“Sin amigos nadie escogería
vivir, aunque tuviese todos los otros bienes.” Dicen que la frase es de Aristóteles. Y si no lo
dijo, debería haberlo dicho.
Los amigos ayudan a que los momentos felices, lo sean
aún más y los dolorosos, menos devastadores. Son compañeros de ruta en el
camino de la vida que vienen en diversas presentaciones y con quienes la comunicación
asume formas muy diversas.
Alejandro Rossi alude a la necesidad súbita de ir al
encuentro de ellos. “Tengo amigos y el
deseo de verlos sobreviene de pronto, esa urgencia de comunicar algo, una
sensación, un fervor, una angustia, ahondar en la charla ese atisbo mínimo que
quizás tuvimos.” Motivaciones
para recurrir a ellos no faltan y pueden ser múltiples “(…) buscarlos para monologar, para quejarnos, para recibir
apoyo”. La
amistad tiene sus momentos de palabra fácil pero también –según Rossi- de “(…) quedarnos
callados, sin obligaciones pirotécnicas, en calma, esas conversaciones lentas,
sin tema fijo, sin conclusiones, descansadas y azarosas”.

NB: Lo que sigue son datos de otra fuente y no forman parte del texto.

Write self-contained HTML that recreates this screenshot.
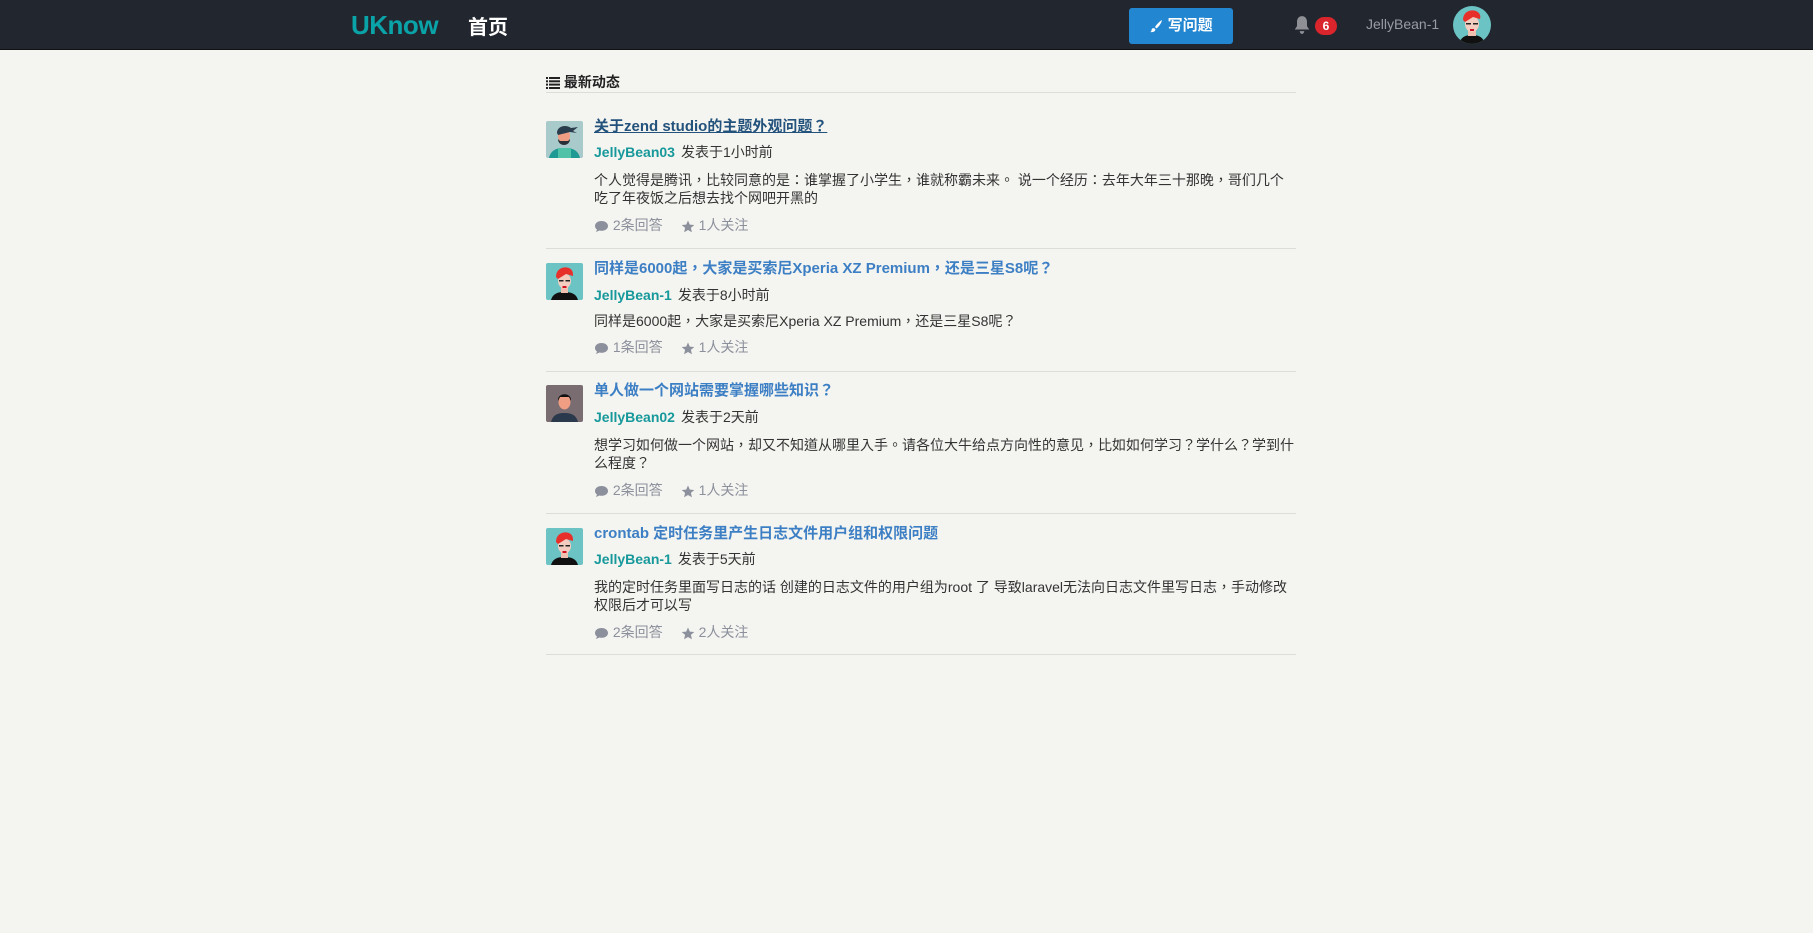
<!DOCTYPE html>
<html><head><meta charset="utf-8"><style>
*{margin:0;padding:0;box-sizing:border-box}
body{width:1813px;height:933px;background:#f4f4f0;font-family:"Liberation Sans","Noto Sans CJK TC",sans-serif;color:#333;overflow:hidden;position:relative}
.nav{position:absolute;left:0;top:0;width:1813px;height:50px;background:#22262f;border-bottom:1px solid #111}
.logo{position:absolute;left:351px;top:10px;font-size:26px;color:#0aa3a8;font-weight:bold;letter-spacing:-0.5px}
.home{position:absolute;left:468px;top:11px;font-size:20px;color:#fff;font-weight:bold}
.btn{position:absolute;left:1129px;top:8px;width:104px;height:36px;background:#2386d0;border-radius:3px;color:#fff;font-weight:bold;font-size:15px;line-height:36px;text-align:center}
.bell{position:absolute;left:1292px;top:15px}
.badge{position:absolute;left:1315px;top:17px;width:22px;height:18px;border-radius:9px;background:#d9252b;color:#fff;font-size:12px;font-weight:bold;text-align:center;line-height:18px}
.uname{position:absolute;left:1366px;top:16px;font-size:14px;color:#9a9ca4}
.uav{position:absolute;left:1453px;top:6px;width:38px;height:38px;border-radius:50%;overflow:hidden}
.main{position:absolute;left:546px;top:0;width:750px}
.head{position:absolute;top:72px;left:0;width:750px;height:21px;border-bottom:1px solid #dcdcd8;font-weight:bold;font-size:14px;color:#222}
.item{position:absolute;left:0;width:750px;border-bottom:1px solid #dcdcd8}
.av{position:absolute;left:0;width:37px;height:37px;border-radius:2px;overflow:hidden}
.t{position:absolute;left:48px;font-size:15px;font-weight:bold;color:#3d7fc4;line-height:20px;white-space:nowrap}
.a{position:absolute;left:48px;font-size:14px;line-height:20px;color:#333;white-space:nowrap}
.a b{color:#17999b;margin-right:6px}
.b{position:absolute;left:48px;font-size:14px;line-height:18px;color:#333;white-space:nowrap}
.s{position:absolute;left:48px;font-size:14px;line-height:20px;color:#8c909c;white-space:nowrap}
.s span{margin-right:18px}
svg{vertical-align:middle}
</style></head><body>
<div class="nav">
<div class="logo">UKnow</div>
<div class="home">首页</div>
<div class="btn"><svg width="14" height="14" viewBox="0 0 14 14"><path d="M13 1 C11 2 8 5 6 8 L7.5 9.5 C10 7.5 12.5 4 13 1Z M5 9 C3 9 2.5 10.5 2.5 11.5 C2.5 12.5 1.5 13 1 13 C3 13.5 6 13 6.5 10.5Z" fill="#fff"/></svg> 写问题</div>
<div class="bell"><svg width="20" height="20" viewBox="0 0 18 18"><path d="M9 1 C6 1 4.5 3.5 4.5 6 L4.5 10 L2.5 13 L15.5 13 L13.5 10 L13.5 6 C13.5 3.5 12 1 9 1Z M7 14.5 C7 16 8 17 9 17 C10 17 11 16 11 14.5Z" fill="#8e9096"/></svg></div>
<div class="badge">6</div>
<div class="uname">JellyBean-1</div>
<div class="uav"><svg width="38" height="38" viewBox="0 0 38 38"><rect width="38" height="38" fill="#6cc3c4"/><path d="M6 38 C8 30 14 29 19 29 C24 29 30 30 32 38Z" fill="#111"/><rect x="15" y="22" width="8" height="8" fill="#f0c0b0"/><ellipse cx="19" cy="18" rx="7" ry="8" fill="#f3cdbf"/><path d="M10 14 C10 6 17 3 23 5 C27 7 28 10 27 13 L20 11 L12 16Z" fill="#e8302a"/><rect x="13" y="17" width="5" height="1.5" fill="#222"/><rect x="20" y="17" width="5" height="1.5" fill="#222"/><rect x="17" y="23" width="4" height="2" fill="#d01020"/></svg></div>
</div>

<div class="main">
<div class="head"><svg width="14" height="12" viewBox="0 0 14 12"><g fill="#222"><rect x="0" y="0" width="2" height="2"/><rect x="3" y="0" width="11" height="2"/><rect x="0" y="3.3" width="2" height="2"/><rect x="3" y="3.3" width="11" height="2"/><rect x="0" y="6.6" width="2" height="2"/><rect x="3" y="6.6" width="11" height="2"/><rect x="0" y="10" width="2" height="2"/><rect x="3" y="10" width="11" height="2"/></g></svg> 最新动态</div>

<!-- item 1 -->
<div class="item" style="top:94px;height:155px">
<div class="av" style="top:27px"><svg width="37" height="37" viewBox="0 0 37 37"><rect width="37" height="37" fill="#a9cacb"/><path d="M3 37 C5 28 12 27 18 27 C25 27 32 28 34 37Z" fill="#1d9a94"/><rect x="12" y="27" width="13" height="10" fill="#4fc2a8"/><ellipse cx="18" cy="15" rx="6" ry="7" fill="#ef9d83"/><path d="M12 18 C12 26 24 26 24 18 L22 20 L14 20Z" fill="#2a3038"/><path d="M11 12 C11 5 20 3 25 7 L32 6 L27 10 L31 12 L24 11 L12 14Z" fill="#2a3d4c"/></svg></div>
<div class="t" style="top:23px;color:#23527c;text-decoration:underline">关于zend studio的主题外观问题？</div>
<div class="a" style="top:48px"><b>JellyBean03</b>发表于1小时前</div>
<div class="b" style="top:77px">个人觉得是腾讯，比较同意的是：谁掌握了小学生，谁就称霸未来。 说一个经历：去年大年三十那晚，哥们几个<br>吃了年夜饭之后想去找个网吧开黑的</div>
<div class="s" style="top:121px"><span><svg width="15" height="13" viewBox="0 0 15 13"><path d="M7.5 1 C3.5 1 1 3.3 1 6 C1 7.5 1.8 8.7 3 9.5 L2 12 L5.5 10.5 C6.1 10.7 6.8 10.8 7.5 10.8 C11.5 10.8 14 8.6 14 6 C14 3.3 11.5 1 7.5 1Z" fill="#8c909c"/></svg> 2条回答</span><span><svg width="14" height="13" viewBox="0 0 14 13"><path d="M7 0.5 L8.8 4.6 L13.3 5 L9.9 7.9 L10.9 12.3 L7 10 L3.1 12.3 L4.1 7.9 L0.7 5 L5.2 4.6Z" fill="#8c909c"/></svg> 1人关注</span></div>
</div>

<!-- item 2 -->
<div class="item" style="top:249px;height:123px">
<div class="av" style="top:14px"><svg width="37" height="37" viewBox="0 0 37 37"><rect width="37" height="37" fill="#6cc3c4"/><path d="M5 37 C7 30 13 29 18 29 C24 29 30 30 32 37Z" fill="#111"/><rect x="15" y="22" width="7" height="8" fill="#f0c0b0"/><ellipse cx="18.5" cy="18" rx="6.5" ry="7.5" fill="#f3cdbf"/><path d="M10 14 C10 6 17 3 23 5 C27 7 27 10 27 13 L20 11 L12 16Z" fill="#e8302a"/><rect x="13" y="17" width="4.5" height="1.5" fill="#222"/><rect x="19.5" y="17" width="4.5" height="1.5" fill="#222"/><rect x="16.5" y="23" width="4" height="2" fill="#d01020"/></svg></div>
<div class="t" style="top:10px">同样是6000起，大家是买索尼Xperia XZ Premium，还是三星S8呢？</div>
<div class="a" style="top:36px"><b>JellyBean-1</b>发表于8小时前</div>
<div class="b" style="top:63px">同样是6000起，大家是买索尼Xperia XZ Premium，还是三星S8呢？</div>
<div class="s" style="top:88px"><span><svg width="15" height="13" viewBox="0 0 15 13"><path d="M7.5 1 C3.5 1 1 3.3 1 6 C1 7.5 1.8 8.7 3 9.5 L2 12 L5.5 10.5 C6.1 10.7 6.8 10.8 7.5 10.8 C11.5 10.8 14 8.6 14 6 C14 3.3 11.5 1 7.5 1Z" fill="#8c909c"/></svg> 1条回答</span><span><svg width="14" height="13" viewBox="0 0 14 13"><path d="M7 0.5 L8.8 4.6 L13.3 5 L9.9 7.9 L10.9 12.3 L7 10 L3.1 12.3 L4.1 7.9 L0.7 5 L5.2 4.6Z" fill="#8c909c"/></svg> 1人关注</span></div>
</div>

<!-- item 3 -->
<div class="item" style="top:372px;height:142px">
<div class="av" style="top:13px"><svg width="37" height="37" viewBox="0 0 37 37"><rect width="37" height="37" fill="#7a6d72"/><path d="M5 37 C7 29 13 28 18 28 C24 28 30 29 32 37Z" fill="#2a3a4c"/><ellipse cx="18.5" cy="17" rx="6" ry="7.5" fill="#ef9d83"/><path d="M12 16 C11 7 26 7 25 16 L23 12 L14 12Z" fill="#111"/></svg></div>
<div class="t" style="top:9px">单人做一个网站需要掌握哪些知识？</div>
<div class="a" style="top:35px"><b>JellyBean02</b>发表于2天前</div>
<div class="b" style="top:64px">想学习如何做一个网站，却又不知道从哪里入手。请各位大牛给点方向性的意见，比如如何学习？学什么？学到什<br>么程度？</div>
<div class="s" style="top:108px"><span><svg width="15" height="13" viewBox="0 0 15 13"><path d="M7.5 1 C3.5 1 1 3.3 1 6 C1 7.5 1.8 8.7 3 9.5 L2 12 L5.5 10.5 C6.1 10.7 6.8 10.8 7.5 10.8 C11.5 10.8 14 8.6 14 6 C14 3.3 11.5 1 7.5 1Z" fill="#8c909c"/></svg> 2条回答</span><span><svg width="14" height="13" viewBox="0 0 14 13"><path d="M7 0.5 L8.8 4.6 L13.3 5 L9.9 7.9 L10.9 12.3 L7 10 L3.1 12.3 L4.1 7.9 L0.7 5 L5.2 4.6Z" fill="#8c909c"/></svg> 1人关注</span></div>
</div>

<!-- item 4 -->
<div class="item" style="top:514px;height:141px">
<div class="av" style="top:14px"><svg width="37" height="37" viewBox="0 0 37 37"><rect width="37" height="37" fill="#6cc3c4"/><path d="M5 37 C7 30 13 29 18 29 C24 29 30 30 32 37Z" fill="#111"/><rect x="15" y="22" width="7" height="8" fill="#f0c0b0"/><ellipse cx="18.5" cy="18" rx="6.5" ry="7.5" fill="#f3cdbf"/><path d="M10 14 C10 6 17 3 23 5 C27 7 27 10 27 13 L20 11 L12 16Z" fill="#e8302a"/><rect x="13" y="17" width="4.5" height="1.5" fill="#222"/><rect x="19.5" y="17" width="4.5" height="1.5" fill="#222"/><rect x="16.5" y="23" width="4" height="2" fill="#d01020"/></svg></div>
<div class="t" style="top:10px">crontab 定时任务里产生日志文件用户组和权限问题</div>
<div class="a" style="top:35px"><b>JellyBean-1</b>发表于5天前</div>
<div class="b" style="top:64px">我的定时任务里面写日志的话 创建的日志文件的用户组为root 了 导致laravel无法向日志文件里写日志，手动修改<br>权限后才可以写</div>
<div class="s" style="top:108px"><span><svg width="15" height="13" viewBox="0 0 15 13"><path d="M7.5 1 C3.5 1 1 3.3 1 6 C1 7.5 1.8 8.7 3 9.5 L2 12 L5.5 10.5 C6.1 10.7 6.8 10.8 7.5 10.8 C11.5 10.8 14 8.6 14 6 C14 3.3 11.5 1 7.5 1Z" fill="#8c909c"/></svg> 2条回答</span><span><svg width="14" height="13" viewBox="0 0 14 13"><path d="M7 0.5 L8.8 4.6 L13.3 5 L9.9 7.9 L10.9 12.3 L7 10 L3.1 12.3 L4.1 7.9 L0.7 5 L5.2 4.6Z" fill="#8c909c"/></svg> 2人关注</span></div>
</div>
</div>
</body></html>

Una vez que surge la necesidad del encuentro, hay un
tiempo para concretarlo porque son “(…) necesidades inmediatas cuya satisfacción exige un plazo”. Cuando el mismo se vence, los costos no son menores. “El entusiasmo se apaga si para encontrarnos debemos
esperar cinco días, y para esas fechas es posible que también la depresión haya
desaparecido. Existe el válium, el autoengaño y el sueño.” Ante ello, sostiene Rossi que la proximidad es
fundamental.
Me gustaría, entonces, que mis amigos estuviesen cerca,
que nos reuniéramos caminando apenas unas cuadras o en algún sitio que la
costumbre haya establecido. Quisiera que la amistad recogiera esas efusiones
momentáneas, los instantes del abandono o de la sinceridad, la trama viva de
nuestras horas.
Y claro está que la Ciudad de México no colabora mucho
respecto a este punto.
La ciudad no favorece esa intimidad. Ni uno solo de mis
amigos vive en la misma zona. Nos frecuentamos, todavía hablamos, pero hemos
perdido ese trato cotidiano. La lejanía y las ocupaciones imponen estrategias
complicadas: mañana es imposible, pasado mañana soy yo el que no puede, habrá
que hacer una cita para el fin de semana, no éste, claro, porque saldrá fuera
de la ciudad, tal vez el próximo, o mejor esperar una vacación, ya se acerca el
día de los muertos y, además, no falta tanto para las navidades. La amistad se
nutre de cenas planeadas con anticipación protocolaria, de encuentros
esporádicos y fatigosos, porque él, obviamente, vive en el Sur y yo en el
Norte.
Pero no todo mundo estaría de acuerdo con los
requisitos básicos -en cuanto a proximidad y comunicación- que establece Rossi
para todo vínculo amistoso y en ese sentido va el ejemplo que proporciona Hugo
Gutiérrez Vega.
Hace años un amigo español me contó que por fin había logrado
consolidar una verdadera amistad inglesa: se había iniciado suspendiendo las
confidencias y ya habían cancelado el diálogo. Estaban felices. Se sentaban en
los mullidos sillones de su club y se miraban largamente. Iban a comer a veces
y nada sabían el uno del otro. Al poco tiempo me enteré de que esta perfecta
relación había terminado. La impertinente señora de la guadaña se había
presentado intempestivamente. En el sepelio de su amigo, el español derramó
unas lágrimas que ocultó con su bufanda. Conoció a la viuda y a los hijos de su
querido amigo, se quedó de pie todas las horas que duró la cremación y, ya
controlado su dolor, se despidió de la familia haciendo algunos breves
comentarios meteorológicos. Se detuvo frente a una tumba que tenía a un ángel
con la cara entre las manos y, calladamente, salió del cementerio acompañado
por la sombra de su amigo. Los dos guardaban silencio.
Así pues hay
amistades que se construyen con palabras y también están las otras, las que se
desarrollan a la sombra de los silencios.